Jennifer Ghormley

Flow, site-specific installation, woodblock print on glassine, machine sewing, thread.

I use color to brighten and enlighten everything and elevate the viewer’s mood.
 

Jennifer Ghormley is an artist living and working in Denver, Colorado (USA). Her approach to color is site-specific, and she chooses her color palette based on the content or meaning of the artwork, as well as the specific audience the piece is for. Jennifer’s approach to printmaking is non-traditional and her fun, playful, engaging, unique, mysterious and unusual multiples are created with woodcut, screenprint, monoprint and trace monotype techniques. She also works with cuts, folds, pins, sewing, thread and shapes.

Currently Jennifer is working on a commission for a site-specific installation in the lobby of a building in Loveland, CO to be hung in February 2022. She is also working on drafting the plans for a large scale site-specific installation to be hung in the Denver International Airport Fall 2022. Jennifer also runs a small business printing products which she sells at art and craft fairs.

Are there specific associations towards color in your work?

For my personal work of the figure, I choose fleshy colors to resemble skin and the body, as well as symbolic colors such as red for pain or blood, and blue for calm/serenity and also an association with nature and the big open sky.

In creating work for the site-specific installations, sometimes I pull from other colors in the location or from the interior designer’s palette.
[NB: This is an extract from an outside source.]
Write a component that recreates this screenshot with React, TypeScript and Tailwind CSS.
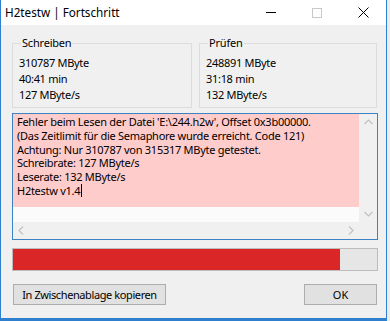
import React from "react";

const font = { fontFamily: '"Noto Sans", "Open Sans", sans-serif' };

function Group({ title, lines, className }: { title: string; lines: string[]; className: string }) {
  return (
    <div className={`relative border border-[#dcdcdc] h-[65px] ${className}`}>
      <div className="absolute left-[8px] top-[-9px] bg-[#f0f0f0] px-[1px] leading-[16px] text-[11px] tracking-[-0.2px]">{title}</div>
      <div className="pt-[11px] pl-[6px] flex flex-col leading-[16px] text-[11px] tracking-[-0.3px]">
        {lines.map((l) => (
          <div key={l}>{l}</div>
        ))}
      </div>
    </div>
  );
}

export default function App() {
  return (
    <div className="w-[390px] h-[321px] bg-[#ececec] flex text-[12px] text-black" style={font}>
      <div className="w-[387px] h-[321px] flex flex-col border-l border-r border-b-[3px] border-[#2f7fcf] bg-[#f0f0f0]">
        {/* title bar */}
        <div className="h-[25px] bg-white flex items-center justify-between pl-[4px]">
          <span className="text-[11.7px] leading-[25px]">H2testw | Fortschritt</span>
          <div className="flex items-center h-full">
            <div className="w-[46px] h-full flex items-center justify-center">
              <div className="w-[10px] h-px bg-black" />
            </div>
            <div className="w-[46px] h-full flex items-center justify-center">
              <div className="w-[10px] h-[10px] border border-[#c8c8c8]" />
            </div>
            <div className="w-[46px] h-full flex items-center justify-center">
              <svg width="11" height="11" viewBox="0 0 11 11">
                <path d="M0.5 0.5 L10.5 10.5 M10.5 0.5 L0.5 10.5" stroke="#000" strokeWidth="1" />
              </svg>
            </div>
          </div>
        </div>
        {/* client */}
        <div className="flex-1 pl-[11px] pr-[8px]">
          <div className="flex gap-[7px] mt-[18px]">
            <Group title="Schreiben" lines={["310787 MByte", "40:41 min", "127 MByte/s"]} className="w-[180px]" />
            <Group title="Prüfen" lines={["248891 MByte", "31:18 min", "132 MByte/s"]} className="w-[178px]" />
          </div>
          {/* text area */}
          <div className="mt-[5px] w-[366px] h-[127px] border border-[#3c83c4] bg-white flex flex-col">
            <div className="flex flex-1">
              <div className="flex-1 flex flex-col">
                <div className="h-[93px] bg-[#ffcccc] pl-[4px] pt-[1px] text-[11px] tracking-[-0.27px] leading-[13.8px] whitespace-nowrap overflow-hidden">
                  <div>Fehler beim Lesen der Datei 'E:\244.h2w', Offset 0x3b00000.</div>
                  <div>(Das Zeitlimit für die Semaphore wurde erreicht. Code 121)</div>
                  <div>Achtung: Nur 310787 von 315317 MByte getestet.</div>
                  <div>Schreibrate: 127 MByte/s</div>
                  <div>Leserate: 132 MByte/s</div>
                  <div className="flex items-center">
                    H2testw v1.4<span className="inline-block w-px h-[13px] bg-black ml-[1px]" />
                  </div>
                </div>
                <div className="flex-1 bg-[#fbfbfb]" />
              </div>
              <div className="w-[18px] bg-[#f0f0f0] flex flex-col items-center justify-between py-[5px]">
                <svg width="9" height="6" viewBox="0 0 9 6">
                  <path d="M0.5 5 L4.5 1 L8.5 5" stroke="#c2c2c2" strokeWidth="1.2" fill="none" />
                </svg>
                <svg width="9" height="6" viewBox="0 0 9 6">
                  <path d="M0.5 1 L4.5 5 L8.5 1" stroke="#c2c2c2" strokeWidth="1.2" fill="none" />
                </svg>
              </div>
            </div>
            <div className="h-[17px] flex">
              <div className="flex-1 bg-[#f0f0f0] flex items-center justify-between px-[5px]">
                <svg width="6" height="9" viewBox="0 0 6 9">
                  <path d="M5 0.5 L1 4.5 L5 8.5" stroke="#c2c2c2" strokeWidth="1.2" fill="none" />
                </svg>
                <svg width="6" height="9" viewBox="0 0 6 9">
                  <path d="M1 0.5 L5 4.5 L1 8.5" stroke="#c2c2c2" strokeWidth="1.2" fill="none" />
                </svg>
              </div>
              <div className="w-[18px] bg-[#f0f0f0]" />
            </div>
          </div>
          {/* progress */}
          <div className="mt-[8px] w-[366px] h-[23px] border border-[#bcbcbc] bg-[#e6e6e6]">
            <div className="h-full bg-[#da2626] w-[327px]" />
          </div>
          {/* buttons */}
          <div className="mt-[13px] flex justify-between w-[366px]">
            <button className="ml-[1px] w-[153px] h-[21px] border border-[#adadad] bg-[#e1e1e1] text-[11px] tracking-[-0.4px] leading-[19px] whitespace-nowrap">
              In Zwischenablage kopieren
            </button>
            <button className="mr-[1px] w-[73px] h-[21px] border border-[#adadad] bg-[#e1e1e1] text-[11px] leading-[19px]">
              OK
            </button>
          </div>
        </div>
      </div>
    </div>
  );
}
If none of these are options, lately I have been on a blue/teal streak, which to me is a reflection of water, sky, and birds in flight. My earlier work in undergrad referenced the women’s history in my family through simple, drab colors, as there has been much hardship in the past. I went through my feminist phase in grad school where everything was blood red and angry, lots of ‘yonic’ imagery. Now I use color to brighten and enlighten everything and elevate the viewer’s mood. The majority of my current print work is of landscape and mountains, so its fun to print nature in happy bright colors like purple, pink, blue, and green.

Fresh, site-specific installation, fabric, thread, pins.
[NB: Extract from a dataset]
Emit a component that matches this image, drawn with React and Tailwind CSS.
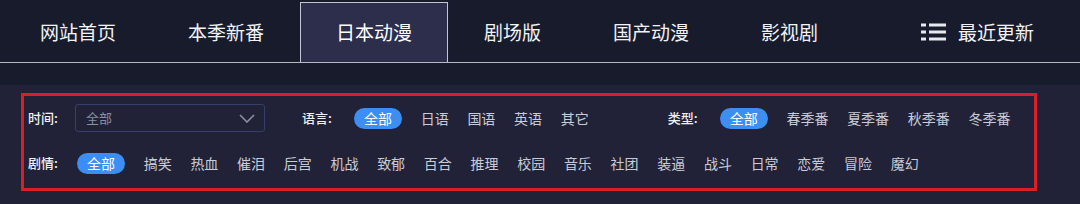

Fresh, site-specific installation, fabric, thread, pins (detail).

Fresh, site-specific installation, fabric, thread, pins (detail).

What can printmaking ink achieve regarding color in your work that no other material can?
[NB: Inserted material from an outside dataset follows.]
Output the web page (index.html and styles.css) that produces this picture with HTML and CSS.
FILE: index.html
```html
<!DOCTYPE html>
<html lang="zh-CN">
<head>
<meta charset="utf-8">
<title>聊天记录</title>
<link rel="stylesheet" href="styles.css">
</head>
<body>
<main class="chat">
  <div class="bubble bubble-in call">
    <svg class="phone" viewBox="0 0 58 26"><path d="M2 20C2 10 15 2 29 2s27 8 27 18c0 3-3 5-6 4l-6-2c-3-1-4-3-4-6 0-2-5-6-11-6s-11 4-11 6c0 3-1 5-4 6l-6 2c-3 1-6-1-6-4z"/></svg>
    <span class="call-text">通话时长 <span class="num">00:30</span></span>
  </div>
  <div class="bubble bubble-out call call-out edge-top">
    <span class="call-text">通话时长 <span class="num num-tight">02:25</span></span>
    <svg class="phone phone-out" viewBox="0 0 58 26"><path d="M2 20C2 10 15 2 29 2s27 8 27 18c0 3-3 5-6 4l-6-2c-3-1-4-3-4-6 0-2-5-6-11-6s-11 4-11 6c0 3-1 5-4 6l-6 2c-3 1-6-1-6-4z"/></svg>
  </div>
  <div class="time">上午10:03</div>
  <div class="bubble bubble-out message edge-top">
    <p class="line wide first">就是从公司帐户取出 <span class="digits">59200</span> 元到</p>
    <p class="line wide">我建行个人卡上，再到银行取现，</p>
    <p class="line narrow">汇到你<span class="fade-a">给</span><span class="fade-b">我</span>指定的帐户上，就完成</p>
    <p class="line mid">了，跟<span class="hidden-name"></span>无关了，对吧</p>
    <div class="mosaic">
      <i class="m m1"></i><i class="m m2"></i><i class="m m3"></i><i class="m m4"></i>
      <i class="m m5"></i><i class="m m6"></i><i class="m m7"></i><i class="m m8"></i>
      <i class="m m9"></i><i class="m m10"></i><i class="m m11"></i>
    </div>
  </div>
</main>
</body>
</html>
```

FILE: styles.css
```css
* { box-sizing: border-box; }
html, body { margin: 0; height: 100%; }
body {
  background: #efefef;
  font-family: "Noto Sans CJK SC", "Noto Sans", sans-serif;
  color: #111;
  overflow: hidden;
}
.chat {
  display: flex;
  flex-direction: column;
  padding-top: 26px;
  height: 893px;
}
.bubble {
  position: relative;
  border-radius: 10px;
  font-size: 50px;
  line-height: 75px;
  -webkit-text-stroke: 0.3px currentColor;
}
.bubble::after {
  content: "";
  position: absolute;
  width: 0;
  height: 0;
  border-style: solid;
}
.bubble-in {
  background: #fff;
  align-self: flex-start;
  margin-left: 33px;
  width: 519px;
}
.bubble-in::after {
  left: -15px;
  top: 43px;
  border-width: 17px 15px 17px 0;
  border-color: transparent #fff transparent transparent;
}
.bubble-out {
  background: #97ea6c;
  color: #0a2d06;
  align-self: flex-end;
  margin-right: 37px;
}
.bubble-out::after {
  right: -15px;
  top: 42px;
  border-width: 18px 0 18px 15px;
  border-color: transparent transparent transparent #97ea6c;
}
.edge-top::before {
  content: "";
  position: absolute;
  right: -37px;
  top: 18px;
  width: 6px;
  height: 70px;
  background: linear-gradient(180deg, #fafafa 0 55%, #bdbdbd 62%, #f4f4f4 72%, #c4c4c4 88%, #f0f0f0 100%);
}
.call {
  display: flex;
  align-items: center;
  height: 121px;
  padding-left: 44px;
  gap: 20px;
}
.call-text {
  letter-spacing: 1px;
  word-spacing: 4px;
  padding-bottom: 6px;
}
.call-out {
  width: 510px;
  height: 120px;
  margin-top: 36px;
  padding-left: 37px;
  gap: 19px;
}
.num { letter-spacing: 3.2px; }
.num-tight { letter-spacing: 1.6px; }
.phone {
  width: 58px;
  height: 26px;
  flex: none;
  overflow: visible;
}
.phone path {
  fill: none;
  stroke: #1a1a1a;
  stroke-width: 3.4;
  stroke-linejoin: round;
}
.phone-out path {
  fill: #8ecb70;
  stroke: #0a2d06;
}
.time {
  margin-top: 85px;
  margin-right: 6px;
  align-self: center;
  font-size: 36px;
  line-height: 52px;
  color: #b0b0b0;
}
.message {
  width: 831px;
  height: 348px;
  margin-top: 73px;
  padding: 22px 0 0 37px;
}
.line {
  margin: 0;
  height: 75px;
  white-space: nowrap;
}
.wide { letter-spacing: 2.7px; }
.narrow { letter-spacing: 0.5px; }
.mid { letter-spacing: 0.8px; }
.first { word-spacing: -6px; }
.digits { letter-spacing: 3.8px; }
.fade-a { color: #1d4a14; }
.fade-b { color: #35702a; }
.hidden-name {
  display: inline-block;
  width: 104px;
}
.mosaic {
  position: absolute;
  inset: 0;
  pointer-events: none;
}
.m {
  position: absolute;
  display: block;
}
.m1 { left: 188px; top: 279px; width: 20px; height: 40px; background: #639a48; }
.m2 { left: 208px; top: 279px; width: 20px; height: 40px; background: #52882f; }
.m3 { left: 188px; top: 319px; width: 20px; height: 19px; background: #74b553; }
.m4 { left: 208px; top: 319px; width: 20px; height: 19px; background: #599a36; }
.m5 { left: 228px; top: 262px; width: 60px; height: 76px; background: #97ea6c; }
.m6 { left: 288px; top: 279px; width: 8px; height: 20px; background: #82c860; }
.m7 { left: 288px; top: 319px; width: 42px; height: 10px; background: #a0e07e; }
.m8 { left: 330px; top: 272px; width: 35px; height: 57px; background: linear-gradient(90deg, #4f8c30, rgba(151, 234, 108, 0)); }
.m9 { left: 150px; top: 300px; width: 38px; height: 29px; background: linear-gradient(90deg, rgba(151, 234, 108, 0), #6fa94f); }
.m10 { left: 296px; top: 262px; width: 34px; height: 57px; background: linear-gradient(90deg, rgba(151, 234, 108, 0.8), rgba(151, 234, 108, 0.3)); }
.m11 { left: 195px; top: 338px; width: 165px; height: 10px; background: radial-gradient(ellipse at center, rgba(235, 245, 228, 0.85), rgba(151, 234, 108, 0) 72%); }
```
I absolutely LOVE the Handschy / Hanco oil-based litho inks, they are such rich, deep colors, and very vibrant. I enjoy mixing the ink, feelings the tack on the palette knife, mixing new colors, and I super love the smell of the inks.

I also utilize transparent base to change the value of the colors, play with overlapping transparent colors, and love to implement the atmospheric fade look. I am sure watercolor could achieve a similar effect, but I enjoy rolling out the ink slab, rolling it onto a textured woodblock, cranking the press wheel, and the sometimes surprise of how the print looks. Screenprinting is exciting too, also enjoy utilizing the transparent base, and Speedball makes some glittery inks that have been super fun to play around with.

Untitled series (Pose 3, 4, 5), woodblock, screenprint, paper plate litho, printed on fabric and paper.

Untitled series (Pose 3, 4, 5), woodblock, screenprint, paper plate litho, printed on fabric and paper.

What would your work be without color?

Bland and sad, nearly non-existent…

Untitled series (Pose 3, 4, 5), woodblock, screenprint, paper plate litho, printed on fabric and paper.